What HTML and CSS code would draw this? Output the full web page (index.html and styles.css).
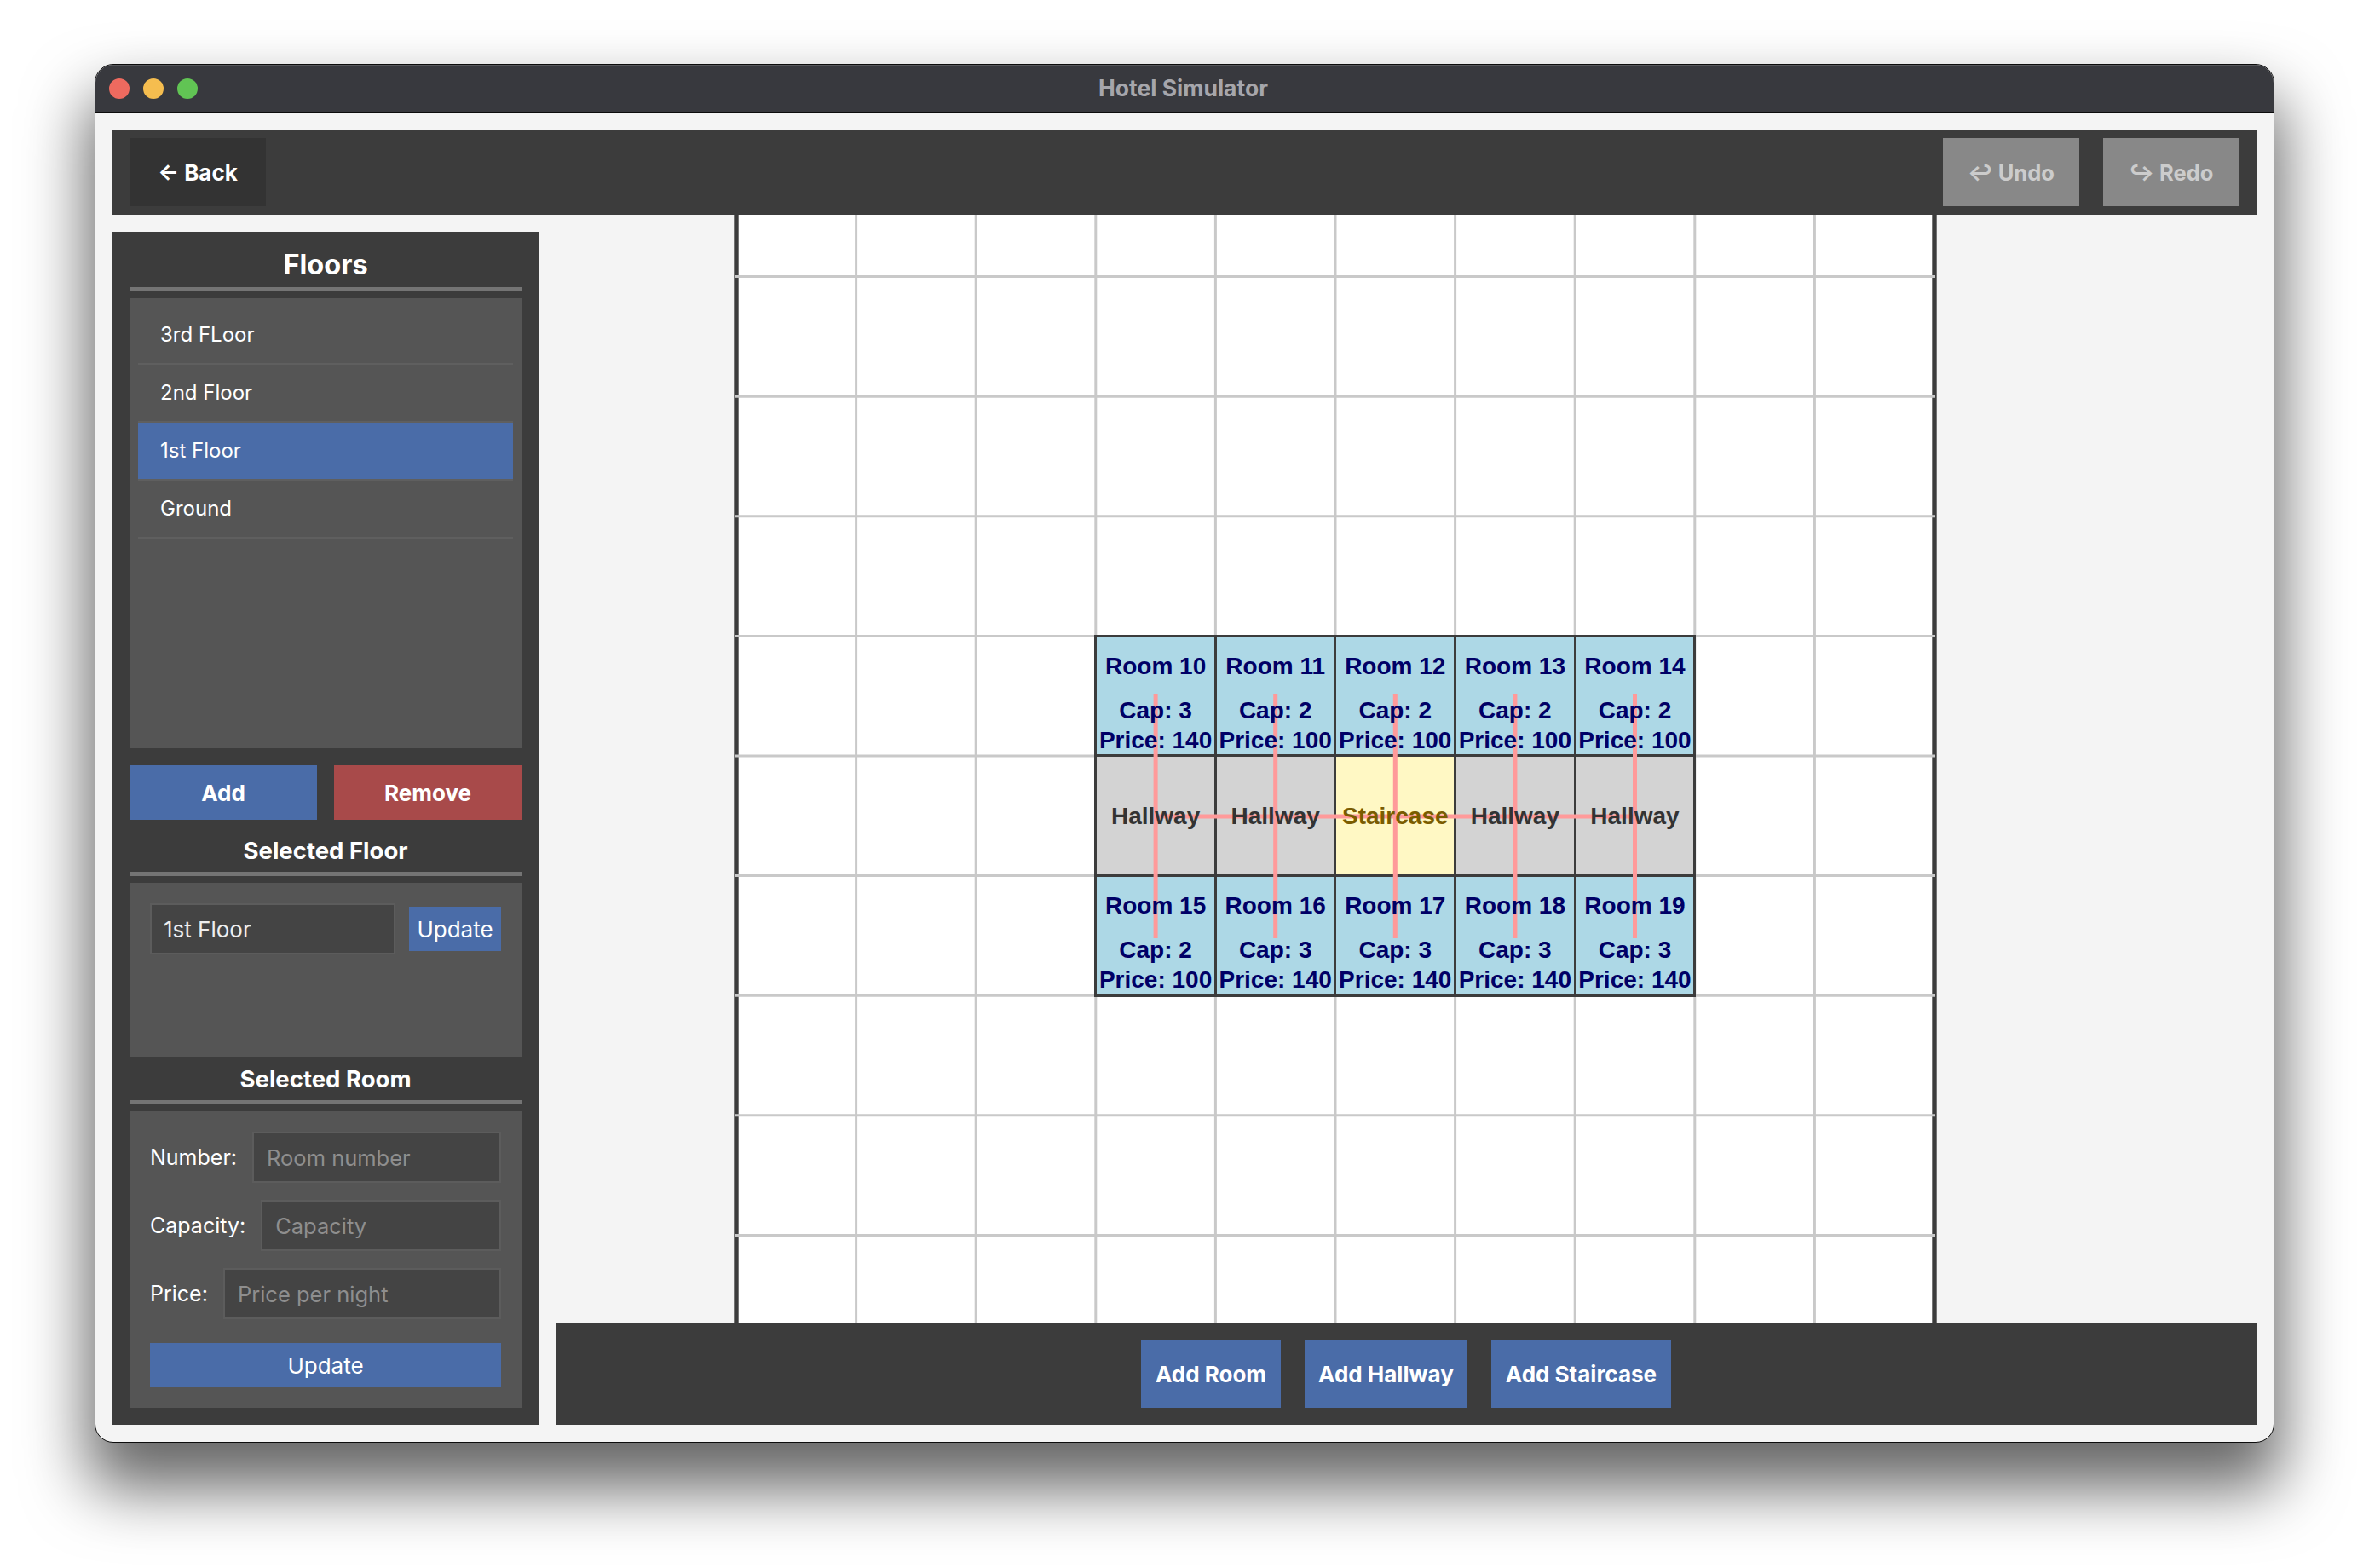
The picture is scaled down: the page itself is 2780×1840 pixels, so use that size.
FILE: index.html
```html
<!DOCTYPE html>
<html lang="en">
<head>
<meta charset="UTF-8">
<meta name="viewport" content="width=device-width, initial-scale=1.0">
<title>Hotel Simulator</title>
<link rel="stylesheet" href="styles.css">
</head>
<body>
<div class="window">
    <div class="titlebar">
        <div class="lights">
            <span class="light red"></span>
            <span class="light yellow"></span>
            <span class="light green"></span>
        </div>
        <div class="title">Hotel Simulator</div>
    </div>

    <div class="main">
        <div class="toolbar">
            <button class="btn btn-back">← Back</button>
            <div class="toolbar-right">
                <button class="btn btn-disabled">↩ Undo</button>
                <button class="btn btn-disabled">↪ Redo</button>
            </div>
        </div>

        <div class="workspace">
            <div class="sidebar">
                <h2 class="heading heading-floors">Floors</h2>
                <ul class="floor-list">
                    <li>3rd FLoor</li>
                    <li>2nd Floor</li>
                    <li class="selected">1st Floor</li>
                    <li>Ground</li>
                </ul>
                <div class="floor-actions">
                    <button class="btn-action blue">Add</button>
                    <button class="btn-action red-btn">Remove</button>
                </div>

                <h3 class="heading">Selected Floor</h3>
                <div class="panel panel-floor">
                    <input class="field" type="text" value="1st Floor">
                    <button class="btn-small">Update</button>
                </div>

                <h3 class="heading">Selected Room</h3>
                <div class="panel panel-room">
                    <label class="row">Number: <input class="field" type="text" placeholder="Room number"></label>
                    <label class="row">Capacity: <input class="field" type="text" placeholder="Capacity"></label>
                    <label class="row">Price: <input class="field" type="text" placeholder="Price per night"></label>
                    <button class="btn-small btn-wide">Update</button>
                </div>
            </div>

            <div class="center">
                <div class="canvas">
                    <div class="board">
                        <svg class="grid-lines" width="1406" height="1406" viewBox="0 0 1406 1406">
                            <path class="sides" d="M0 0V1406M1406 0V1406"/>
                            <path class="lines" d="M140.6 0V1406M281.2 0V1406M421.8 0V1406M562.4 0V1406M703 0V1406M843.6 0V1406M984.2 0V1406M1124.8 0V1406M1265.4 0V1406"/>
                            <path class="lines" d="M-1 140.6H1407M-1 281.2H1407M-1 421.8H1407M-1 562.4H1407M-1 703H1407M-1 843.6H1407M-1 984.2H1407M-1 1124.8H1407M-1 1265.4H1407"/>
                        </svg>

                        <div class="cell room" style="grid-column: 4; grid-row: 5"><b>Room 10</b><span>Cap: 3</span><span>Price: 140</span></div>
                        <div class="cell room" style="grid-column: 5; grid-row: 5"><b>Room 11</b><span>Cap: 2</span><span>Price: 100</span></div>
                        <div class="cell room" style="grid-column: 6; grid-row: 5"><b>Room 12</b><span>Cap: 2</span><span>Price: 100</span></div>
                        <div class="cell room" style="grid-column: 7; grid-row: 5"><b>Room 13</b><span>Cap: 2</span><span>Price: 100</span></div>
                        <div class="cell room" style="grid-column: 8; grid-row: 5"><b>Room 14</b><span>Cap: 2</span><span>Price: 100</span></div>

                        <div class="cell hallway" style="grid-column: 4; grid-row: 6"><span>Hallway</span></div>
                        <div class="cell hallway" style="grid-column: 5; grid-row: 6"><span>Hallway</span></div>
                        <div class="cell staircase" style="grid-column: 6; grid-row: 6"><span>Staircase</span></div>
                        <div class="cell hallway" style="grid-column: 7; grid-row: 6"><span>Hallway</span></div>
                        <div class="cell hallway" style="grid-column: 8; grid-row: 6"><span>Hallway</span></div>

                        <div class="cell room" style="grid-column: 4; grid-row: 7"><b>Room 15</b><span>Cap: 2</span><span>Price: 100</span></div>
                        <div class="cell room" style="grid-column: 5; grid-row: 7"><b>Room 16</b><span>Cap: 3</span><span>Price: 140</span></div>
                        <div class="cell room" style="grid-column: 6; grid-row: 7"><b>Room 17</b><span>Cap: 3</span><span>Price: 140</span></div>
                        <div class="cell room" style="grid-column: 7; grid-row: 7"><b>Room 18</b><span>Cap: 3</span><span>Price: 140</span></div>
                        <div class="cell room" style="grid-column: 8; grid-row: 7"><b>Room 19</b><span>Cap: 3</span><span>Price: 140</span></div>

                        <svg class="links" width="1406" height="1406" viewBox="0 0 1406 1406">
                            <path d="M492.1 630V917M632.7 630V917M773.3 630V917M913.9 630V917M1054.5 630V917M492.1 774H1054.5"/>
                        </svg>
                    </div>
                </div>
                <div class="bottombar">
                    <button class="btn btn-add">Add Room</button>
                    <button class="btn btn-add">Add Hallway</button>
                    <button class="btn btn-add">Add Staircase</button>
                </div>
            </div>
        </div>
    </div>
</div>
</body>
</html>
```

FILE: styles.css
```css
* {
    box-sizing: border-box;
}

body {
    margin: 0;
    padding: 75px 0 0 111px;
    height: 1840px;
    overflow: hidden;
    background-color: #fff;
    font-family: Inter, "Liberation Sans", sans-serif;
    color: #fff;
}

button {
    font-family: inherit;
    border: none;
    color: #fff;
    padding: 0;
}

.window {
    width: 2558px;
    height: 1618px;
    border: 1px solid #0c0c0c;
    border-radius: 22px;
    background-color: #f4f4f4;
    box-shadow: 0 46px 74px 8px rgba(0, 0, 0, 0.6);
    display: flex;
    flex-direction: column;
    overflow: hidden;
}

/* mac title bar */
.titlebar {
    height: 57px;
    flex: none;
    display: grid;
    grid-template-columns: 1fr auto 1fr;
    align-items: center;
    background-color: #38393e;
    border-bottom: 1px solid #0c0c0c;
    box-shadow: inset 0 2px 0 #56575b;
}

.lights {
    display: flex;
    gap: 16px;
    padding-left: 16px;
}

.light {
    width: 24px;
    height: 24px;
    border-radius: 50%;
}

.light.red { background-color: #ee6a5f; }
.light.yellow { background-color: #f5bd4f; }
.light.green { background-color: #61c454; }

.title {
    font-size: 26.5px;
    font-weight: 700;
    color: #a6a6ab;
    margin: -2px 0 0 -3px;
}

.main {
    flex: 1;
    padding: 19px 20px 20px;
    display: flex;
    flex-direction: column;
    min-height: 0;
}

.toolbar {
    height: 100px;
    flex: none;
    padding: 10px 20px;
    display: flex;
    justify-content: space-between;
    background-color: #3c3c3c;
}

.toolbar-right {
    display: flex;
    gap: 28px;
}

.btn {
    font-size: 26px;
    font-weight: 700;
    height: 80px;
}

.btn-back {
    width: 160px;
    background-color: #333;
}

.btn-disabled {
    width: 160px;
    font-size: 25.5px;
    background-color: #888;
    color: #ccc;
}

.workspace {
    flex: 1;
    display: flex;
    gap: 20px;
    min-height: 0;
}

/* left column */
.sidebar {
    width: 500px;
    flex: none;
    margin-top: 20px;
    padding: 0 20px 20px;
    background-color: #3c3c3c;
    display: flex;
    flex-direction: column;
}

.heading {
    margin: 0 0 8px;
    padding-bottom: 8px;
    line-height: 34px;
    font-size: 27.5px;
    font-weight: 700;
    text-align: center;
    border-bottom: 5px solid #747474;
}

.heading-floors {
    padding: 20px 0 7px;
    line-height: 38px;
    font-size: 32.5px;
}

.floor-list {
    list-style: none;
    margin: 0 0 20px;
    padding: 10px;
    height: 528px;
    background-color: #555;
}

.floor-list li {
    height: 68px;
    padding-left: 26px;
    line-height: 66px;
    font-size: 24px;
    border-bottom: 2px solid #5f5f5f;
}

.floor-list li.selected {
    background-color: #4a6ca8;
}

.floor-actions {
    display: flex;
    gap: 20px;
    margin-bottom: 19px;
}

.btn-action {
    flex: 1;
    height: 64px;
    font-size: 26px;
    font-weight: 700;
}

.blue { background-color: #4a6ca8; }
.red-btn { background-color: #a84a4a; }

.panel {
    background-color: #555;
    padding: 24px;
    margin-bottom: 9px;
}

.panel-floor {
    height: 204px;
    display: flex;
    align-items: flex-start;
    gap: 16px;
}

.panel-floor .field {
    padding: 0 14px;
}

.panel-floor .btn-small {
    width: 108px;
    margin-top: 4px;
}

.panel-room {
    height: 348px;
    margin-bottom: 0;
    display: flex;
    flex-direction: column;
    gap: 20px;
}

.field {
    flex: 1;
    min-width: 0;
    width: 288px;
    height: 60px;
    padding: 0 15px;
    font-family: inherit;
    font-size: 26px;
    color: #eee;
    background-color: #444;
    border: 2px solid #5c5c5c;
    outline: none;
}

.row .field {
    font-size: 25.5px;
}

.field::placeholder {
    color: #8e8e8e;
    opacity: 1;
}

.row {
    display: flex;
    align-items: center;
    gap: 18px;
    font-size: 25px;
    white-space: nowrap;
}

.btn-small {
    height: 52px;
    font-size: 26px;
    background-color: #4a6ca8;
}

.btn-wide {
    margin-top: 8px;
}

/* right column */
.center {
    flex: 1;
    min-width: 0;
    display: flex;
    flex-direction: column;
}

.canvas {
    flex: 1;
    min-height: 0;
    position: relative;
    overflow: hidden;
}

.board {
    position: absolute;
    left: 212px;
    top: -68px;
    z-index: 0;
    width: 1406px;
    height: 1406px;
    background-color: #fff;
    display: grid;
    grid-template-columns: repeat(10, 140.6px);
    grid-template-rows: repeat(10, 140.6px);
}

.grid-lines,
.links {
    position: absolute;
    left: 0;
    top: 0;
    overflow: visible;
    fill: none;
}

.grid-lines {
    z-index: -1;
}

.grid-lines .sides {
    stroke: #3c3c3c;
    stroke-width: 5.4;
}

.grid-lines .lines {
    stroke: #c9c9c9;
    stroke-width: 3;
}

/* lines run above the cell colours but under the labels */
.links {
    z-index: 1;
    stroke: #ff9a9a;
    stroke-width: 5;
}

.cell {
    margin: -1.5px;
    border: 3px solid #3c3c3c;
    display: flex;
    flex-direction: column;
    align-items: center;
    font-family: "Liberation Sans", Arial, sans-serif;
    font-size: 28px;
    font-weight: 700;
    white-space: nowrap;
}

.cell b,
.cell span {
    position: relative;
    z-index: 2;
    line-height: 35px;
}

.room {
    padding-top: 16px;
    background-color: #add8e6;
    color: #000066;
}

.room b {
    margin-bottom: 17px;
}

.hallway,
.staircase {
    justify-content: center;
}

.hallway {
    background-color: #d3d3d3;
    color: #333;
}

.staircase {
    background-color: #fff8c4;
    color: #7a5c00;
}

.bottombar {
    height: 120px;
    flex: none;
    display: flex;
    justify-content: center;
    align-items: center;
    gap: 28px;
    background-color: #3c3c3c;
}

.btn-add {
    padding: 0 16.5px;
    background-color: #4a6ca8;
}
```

===============

§ YOUR INSTRUCTIONS:
Copy every line above in which the string "styles" shows up.

§ EXERCISE SOLUTION:
What HTML and CSS code would draw this? Output the full web page (index.html and styles.css).
<link rel="stylesheet" href="styles.css">
FILE: styles.css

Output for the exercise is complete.